Assuming we are counting only national rail TOCs and that we use the normal rail planner definitions of what is and isn't the same station, I conclude that 7 is indeed the max and it's a tie between Doncaster, Liverpool Lime Street and Crewe.

I reach this from looking at http://projectmapping.co.uk/Resources/TOCs%20v52%20December%202019.pdf, looking for stations with a large number of lines and then counting just how many. While this map doesn't cover every station I believe it covers all the ones that are likely to be contenders for this title.

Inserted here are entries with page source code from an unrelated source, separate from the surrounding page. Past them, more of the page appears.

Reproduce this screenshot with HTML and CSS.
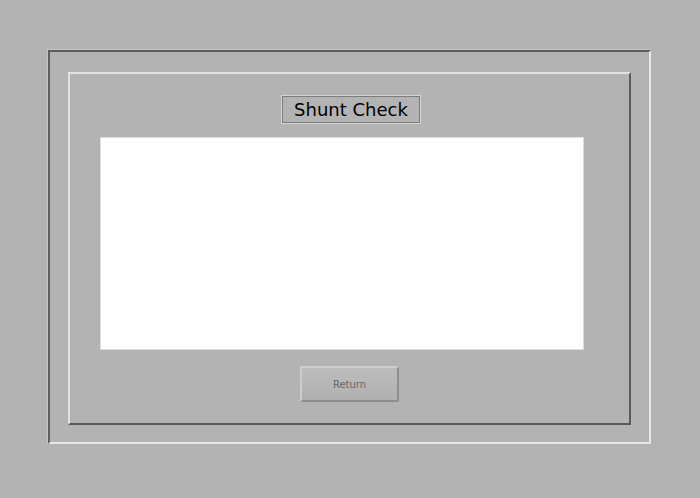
FILE: index.html
```html
<!DOCTYPE html>
<html>
<head>
<meta charset="utf-8">
<link rel="stylesheet" href="styles.css">
</head>
<body>
<div class="outer">
  <div class="inner">
    <div class="title">Shunt Check</div>
    <div class="panel"></div>
    <button class="btn">Return</button>
  </div>
</div>
</body>
</html>
```
FILE: styles.css
```css
html, body {
  margin: 0;
  padding: 0;
  background: #b3b3b3;
  width: 700px;
  height: 498px;
  overflow: hidden;
}
body {
  font-family: "DejaVu Sans", Verdana, sans-serif;
  padding-top: 50px;
  padding-left: 48px;
  box-sizing: border-box;
}
.outer {
  box-sizing: border-box;
  width: 603px;
  height: 394px;
  border: 2px solid;
  border-color: #5e5e5e #e6e6e6 #e6e6e6 #5e5e5e;
  box-shadow: -1px -1px 0 #c6c6c6;
  padding: 20px 18px 17px 18px;
}
.inner {
  box-sizing: border-box;
  width: 563px;
  height: 353px;
  border: 2px solid;
  border-color: #e2e2e2 #5a5a5a #5a5a5a #e2e2e2;
  display: flex;
  flex-direction: column;
  align-items: center;
}
.title {
  box-sizing: border-box;
  margin-top: 22px;
  margin-left: 3px;
  width: 138px;
  height: 27px;
  border: 1px solid #7c7c7c;
  box-shadow: 0 0 0 1px #d4d4d4;
  font-size: 18px;
  line-height: 25px;
  text-align: center;
  color: #000;
}
.panel {
  align-self: flex-start;
  margin-left: 30px;
  margin-top: 14px;
  width: 484px;
  height: 213px;
  box-sizing: border-box;
  background: #fff;
  border: 1px solid #dcdcdc;
}
.btn {
  margin-top: 16px;
  width: 99px;
  height: 36px;
  box-sizing: border-box;
  border: 2px solid;
  border-color: #cdcdcd #8e8e8e #8e8e8e #cdcdcd;
  border-radius: 2px;
  background: linear-gradient(#bcbcbc, #b0b0b0);
  color: #666;
  font-family: "DejaVu Sans", Verdana, sans-serif;
  font-size: 10px;
  padding: 0;
}
```
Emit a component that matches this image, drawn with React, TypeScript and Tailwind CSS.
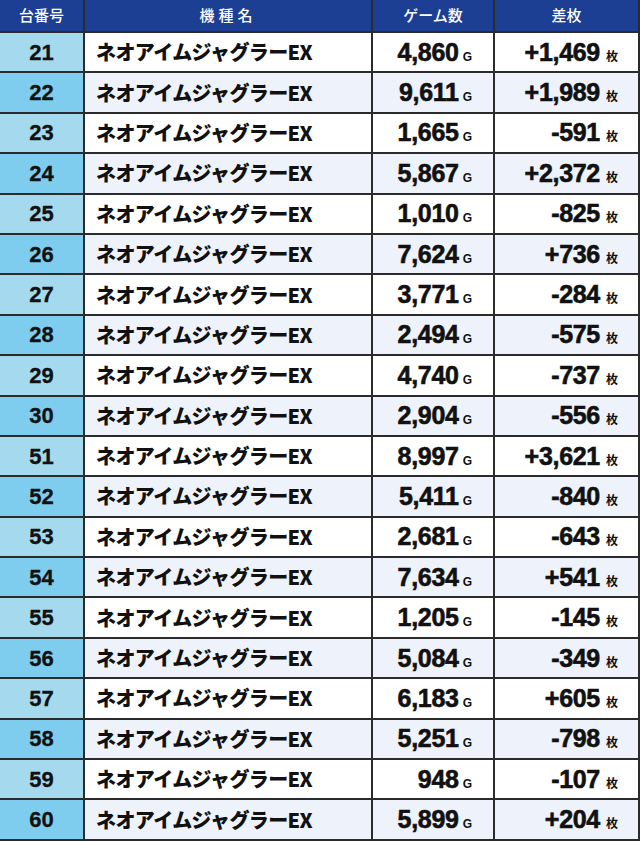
const rows: [number, string, string][] = [
  [21, "4,860", "+1,469"],
  [22, "9,611", "+1,989"],
  [23, "1,665", "-591"],
  [24, "5,867", "+2,372"],
  [25, "1,010", "-825"],
  [26, "7,624", "+736"],
  [27, "3,771", "-284"],
  [28, "2,494", "-575"],
  [29, "4,740", "-737"],
  [30, "2,904", "-556"],
  [51, "8,997", "+3,621"],
  [52, "5,411", "-840"],
  [53, "2,681", "-643"],
  [54, "7,634", "+541"],
  [55, "1,205", "-145"],
  [56, "5,084", "-349"],
  [57, "6,183", "+605"],
  [58, "5,251", "-798"],
  [59, "948", "-107"],
  [60, "5,899", "+204"],
];

const latin = "font-['Liberation_Sans',Arial,sans-serif]";
const jp = "font-['Noto_Sans_CJK_JP','Noto_Sans',sans-serif]";

export default function App() {
  return (
    <div className="w-[640px] h-[841px] bg-white">
      <div className="grid grid-cols-[83px_286px_120px_143px] gap-[2px] bg-[#2b2b2b] pr-[2px] pb-[2px] grid-rows-[31px_repeat(20,38.4px)]">
        {/* header */}
        <div className={`${jp} bg-[#1c3f94] flex items-center justify-center text-white text-[15px] font-medium`}>
          台番号
        </div>
        <div className={`${jp} bg-[#1c3f94] flex items-center justify-center text-white text-[15px] font-medium tracking-[4px]`}>
          機種名
        </div>
        <div className={`${jp} bg-[#1c3f94] flex items-center justify-center text-white text-[15px] font-medium`}>
          ゲーム数
        </div>
        <div className={`${jp} bg-[#1c3f94] flex items-center justify-center text-white text-[15px] font-medium`}>
          差枚
        </div>

        {rows.map(([no, games, diff], i) => {
          const even = i % 2 === 1;
          const rowBg = even ? "bg-[#eef2fa]" : "bg-white";
          return [
            <div
              key={`n${no}`}
              className={`${latin} ${even ? "bg-[#7ecdee]" : "bg-[#a4d9ee]"} flex items-center justify-center text-[22px] font-bold text-[#111] [-webkit-text-stroke:0.3px_#111]`}
            >
              {no}
            </div>,
            <div
              key={`m${no}`}
              className={`${jp} ${rowBg} flex items-center pl-[11px] text-[20px] font-black tracking-[-0.6px] text-[#111]`}
            >
              ネオアイムジャグラーEX
            </div>,
            <div
              key={`g${no}`}
              className={`${rowBg} flex items-center justify-end pr-[21px] text-[#111]`}
            >
              <span className="flex items-baseline">
                <span className={`${latin} text-[25px] font-bold leading-none tracking-[-0.3px] [-webkit-text-stroke:0.6px_#111]`}>{games}</span>
                <span className={`${latin} text-[12px] font-bold ml-[4px] leading-none`}>G</span>
              </span>
            </div>,
            <div
              key={`d${no}`}
              className={`${rowBg} flex items-center justify-end pr-[20px] text-[#111]`}
            >
              <span className="flex items-baseline">
                <span className={`${latin} text-[25px] font-bold leading-none tracking-[-0.3px] [-webkit-text-stroke:0.6px_#111]`}>{diff}</span>
                <span className={`${jp} text-[12px] font-bold ml-[6px] leading-none`}>枚</span>
              </span>
            </div>,
          ];
        })}
      </div>
    </div>
  );
}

Since some of the colours of the map are tricky to distinguish I cross-checked some junction stations on Wikipedia.

  • Doncaster: 7
  • Liverpool Lime Street: 7
  • Crewe: 7
  • Edinburgh: 6
  • Glasgow: 6
  • York: 6
  • Peterborough: 6
  • Manchester Piccadilly/Stockport: 6
  • Leeds: 5
  • Stoke: 5
  • London Liverpool Street: 5
  • Watford Junction: 5
  • Wolverhampton/Birmingham: 4 (5 brands)
  • King's Cross: 4 (5 brands)
  • Sheffield: 4
  • Southampton: 4

What happens if we also consider tram, metro and international operators?

Merseyrail is already counted because they are a national rail TOC, Doncaster, Crewe, Peterborough and york do not have any current tram or Metro system.

The Manchester Metrolink bumps Piccadilly up to 7 tying it with the lead. In Edinburgh, Haymarket seems to have a tram stop just outside the station but the sleeper doesn't stop there and the main Edinburgh stations is some distance from the tram stop. Glasgow has a subway but it does not directly connect to Glasgow Central.

But the big question is London King's Cross / St. Pancras. You have two clearly separate National Rail stations (separate buildings, separate in timetables, separate platform numbers), but they are both joined to the same underground station and I'm pretty sure it's possible to walk through the "outside gateline" part of the underground station to transfer between the two National rail stations without walking out into the street. If the whole complex was considered one station then it would have 6 national rail TOCs (7 brands) plus Eurostar and the London Underground for a total of 8 operators under 9 brands.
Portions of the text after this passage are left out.